1. Como o vazamento veio à tona
O problema foi identificado por equipes de serviços de medidas socioeducativas, que perceberam que adolescentes acompanhados por eles estavam aparecendo nominalmente na internet, algo proibido pelo Estatuto da Criança e do Adolescente (ECA).
Um dos serviços encontrou 40 nomes expostos apenas em uma região de São Paulo.
A partir daí, a Defensoria passou a receber denúncias de forma contínua e já contabiliza mais de 50 casos confirmados — número que, segundo o órgão, deve ser muito maior.
Os dados divulgados incluem:
- nome completo;
- idade;
- detalhamento do ato infracional, como furtos ou outros crimes patrimoniais.
“É algo completamente inédito. Estou na Infância há quase dez anos e nunca havia visto qualquer tipo de vazamento. Esses processos têm camadas de sigilo”, afirmou Gabriele Estabile Bezerra, coordenadora auxiliar do Núcleo da Infância da Defensoria.
O ECA proíbe qualquer divulgação que permita identificar adolescentes envolvidos em atos infracionais, com multa de 3 a 20 salários de referência, dobrada em caso de reincidência.
2. O que pode ter causado o vazamento
A Defensoria trabalha com três principais linhas de suspeita:
- Publicações judiciais sem ocultar nomes, inclusive em varas criminais, onde adolescentes teriam sido citados nominalmente.
- Casos envolvendo advogados, nos quais decisões teriam sido publicadas no Diário de Justiça Eletrônico de forma não sigilosa.
- Divulgação irregular de atos processuais sigilosos, principalmente os do juízo corregedor — que possuem o nível máximo de restrição.
Há ainda a hipótese de falha em algum sistema nacional, como o Códex, do Conselho Nacional de Justiça (CNJ), alimentado por tribunais de todo o país. Até o momento, porém, não há confirmação.
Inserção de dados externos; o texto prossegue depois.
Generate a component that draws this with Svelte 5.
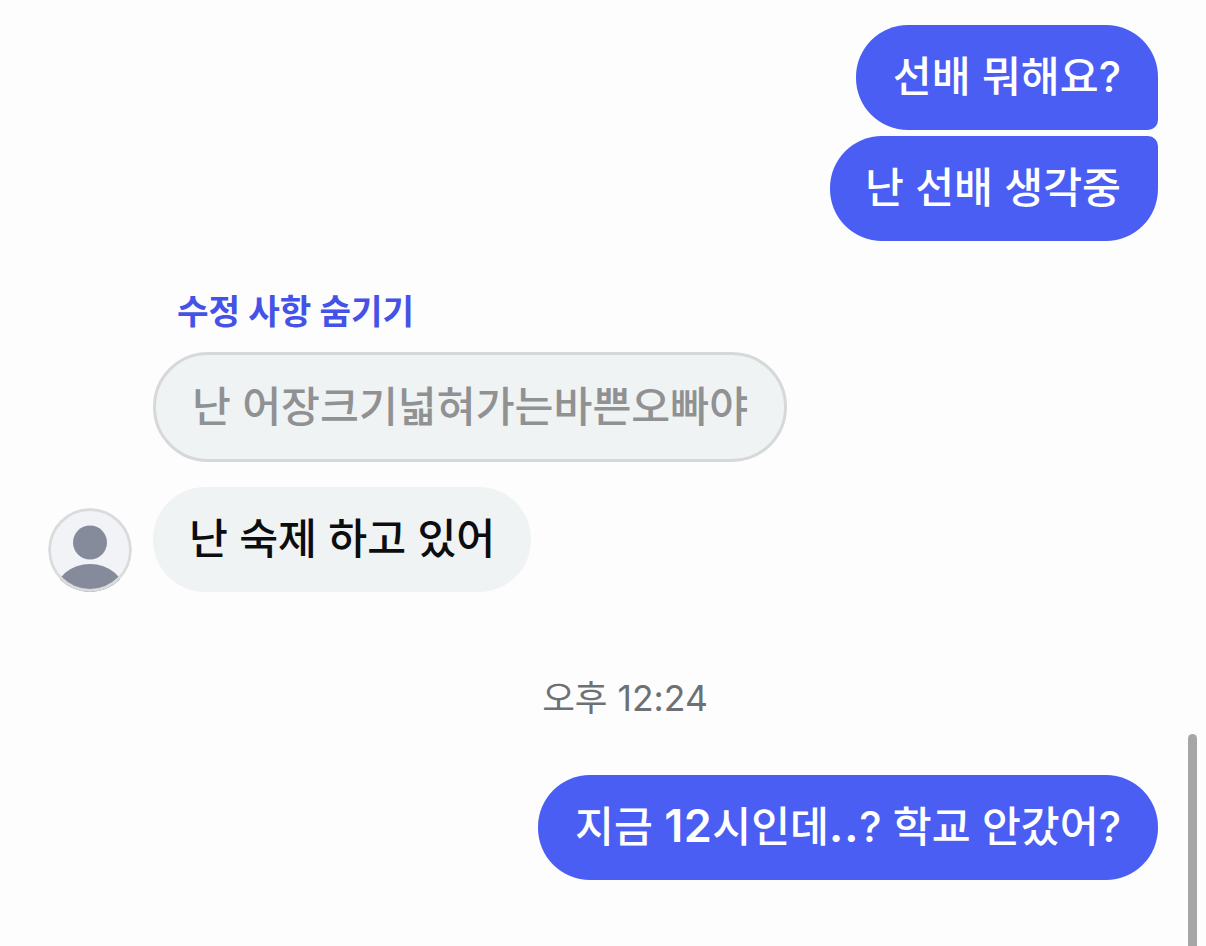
<script>
  const avatarColor = '#868b9b';
</script>

<main class="chat">
  <section class="group outgoing">
    <div class="bubble mine first">선배 뭐해요?</div>
    <div class="bubble mine last">난 선배 생각중</div>
  </section>

  <section class="group incoming">
    <button class="toggle">수정 사항 숨기기</button>
    <div class="bubble edited">난 어장크기넓혀가는바쁜오빠야</div>
    <div class="row">
      <div class="avatar">
        <svg viewBox="0 0 84 84" width="84" height="84" aria-hidden="true">
          <circle cx="42" cy="42" r="41" fill="#f1f3f6" />
          <circle cx="42" cy="34.500" r="17" fill={avatarColor} />
          <ellipse cx="42" cy="86" rx="35" ry="30" fill={avatarColor} />
          <circle cx="42" cy="42" r="40.500" fill="none" stroke="#d9dbdc" stroke-width="3" />
        </svg>
      </div>
      <div class="bubble theirs">난 숙제 하고 있어</div>
    </div>
  </section>

  <div class="time">오후 12:24</div>

  <section class="group outgoing">
    <div class="bubble mine wide">
      <span>지금 <b class="num">12</b>시인데<b class="dots">..</b>? 학교 안갔어?</span>
    </div>
  </section>

  <div class="scrollbar"></div>
</main>

<style>
  :global(body) {
    margin: 0;
    background: #fdfdfd;
  }

  .chat {
    position: relative;
    width: 1206px;
    height: 946px;
    overflow: hidden;
    box-sizing: border-box;
    padding-top: 25px;
    font-family: Inter, "Noto Sans CJK KR", sans-serif;
    font-size: 42.3px;
    font-weight: 500;
  }

  .group {
    display: flex;
    flex-direction: column;
  }

  .outgoing {
    align-items: flex-end;
    gap: 6px;
    padding-right: 48px;
  }

  .bubble {
    box-sizing: border-box;
    height: 105px;
    display: flex;
    align-items: center;
    border-radius: 52px;
    padding-bottom: 8px;
    white-space: nowrap;
  }

  .mine {
    background: #4a5ef4;
    color: #fff;
    padding-left: 37px;
    padding-right: 37px;
  }

  .wide {
    padding-left: 37px;
  }

  .num {
    font-size: 45px;
    font-weight: 600;
    letter-spacing: 0.500px;
  }

  .dots {
    font-weight: 700;
    letter-spacing: 1px;
  }

  .first {
    border-bottom-right-radius: 10px;
  }

  .last {
    border-top-right-radius: 10px;
    padding-left: 35px;
  }

  .incoming {
    align-items: flex-start;
    margin-top: 46px;
    padding-left: 48px;
  }

  .toggle {
    margin: 2px 0 17px 129px;
    padding: 0;
    border: 0;
    background: none;
    color: #4552e8;
    font: inherit;
    font-size: 34.3px;
    font-weight: 700;
    line-height: 46px;
  }

  .edited {
    height: 110px;
    margin-left: 105px;
    padding-left: 36px;
    padding-right: 36px;
    background: #f0f3f4;
    border: 3px solid #d6d8d9;
    border-radius: 55px;
    color: #909193;
  }

  .row {
    display: flex;
    align-items: flex-end;
    gap: 21px;
    margin-top: 25px;
  }

  .avatar {
    width: 84px;
    height: 84px;
    border-radius: 50%;
    overflow: hidden;
  }

  .avatar svg {
    display: block;
  }

  .theirs {
    padding-left: 36px;
    padding-right: 36px;
    background: #f0f3f4;
    color: #0c0d0e;
  }

  .time {
    margin: 84px 0 53px;
    padding-left: 44px;
    text-align: center;
    color: #6d7075;
    font-size: 35.500px;
    font-weight: 400;
    line-height: 46px;
  }

  .scrollbar {
    position: absolute;
    top: 734px;
    bottom: -20px;
    left: 1188px;
    width: 9px;
    border-radius: 5px;
    background: #a6a6a6;
  }
</style>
A Defensoria afirma que agir caso a caso não resolve o problema:
“É um universo infinito. Sem identificar a fonte do vazamento, o problema continua”, disse Gabriele.
3. O impacto real na vida dos adolescentes
O vazamento tem provocado consequências diretas e severas na vida dos jovens expostos.
Entre os casos já identificados:
- uma adolescente foi demitida após o empregador encontrar seu processo na internet;
- um estudante abandonou a escola depois de ser reconhecido;
- vários relataram constrangimentos e estigmatização.
O g1 conversou com o pai de um adolescente inocentado pela Justiça, mas que teve o nome parar nos sites jurídicos.
“Se digitava o nome dele, aparecia o processo”, contou.
“No prédio, o segurança avisava no rádio: ‘menino chegou, toma cuidado’, como se ele fosse um ladrão.”
O jovem passou a apresentar sintomas de depressão e hoje estuda em regime domiciliar.
4. O que diz a lei e quais são as penalidades
O ECA determina que é proibida qualquer divulgação — total ou parcial — de informações que identifiquem crianças ou adolescentes envolvidos em atos infracionais.
Isso inclui:
- nome;
- idade;
- detalhes do ato infracional;
- números e dados de processos;
- documentos e imagens que permitam identificação.
A infração pode gerar multa de 3 a 20 salários de referência, dobrada em caso de reincidência.
A Defensoria afirma que também cabe indenização aos jovens prejudicados.
5. O que dizem TJ-SP, CNJ e os sites citados
TJ-SP
O Tribunal de Justiça de São Paulo afirma que não houve falha interna, segundo auditoria da área de TI.
Alega que os dados teriam sido obtidos por “meios externos”, sem relação com seus sistemas, e que não pode retirar conteúdos de sites privados sem ordem judicial.
CNJ
A Corregedoria pediu esclarecimentos ao TJ-SP e disse não ter encontrado indícios de falhas sistêmicas que justificassem medidas mais duras.
O órgão também mencionou ter recebido apenas dois casos — número contestado pela Defensoria.
Escavador
A empresa:
- lamentou a exposição;
- afirmou apenas reproduzir dados já tornados públicos em bases oficiais;
- disse ter removido imediatamente as páginas citadas;
- afirmou ter identificado que os processos estavam classificados como públicos em bases ligadas ao Judiciário;
- colocou-se à disposição para colaborar.
Jusbrasil
O site informou que:
- usa mecanismos automáticos para desidentificar informações pessoais;
- oferece remoção imediata quando solicitado;
- já desidentificou mais de 15 milhões de processos.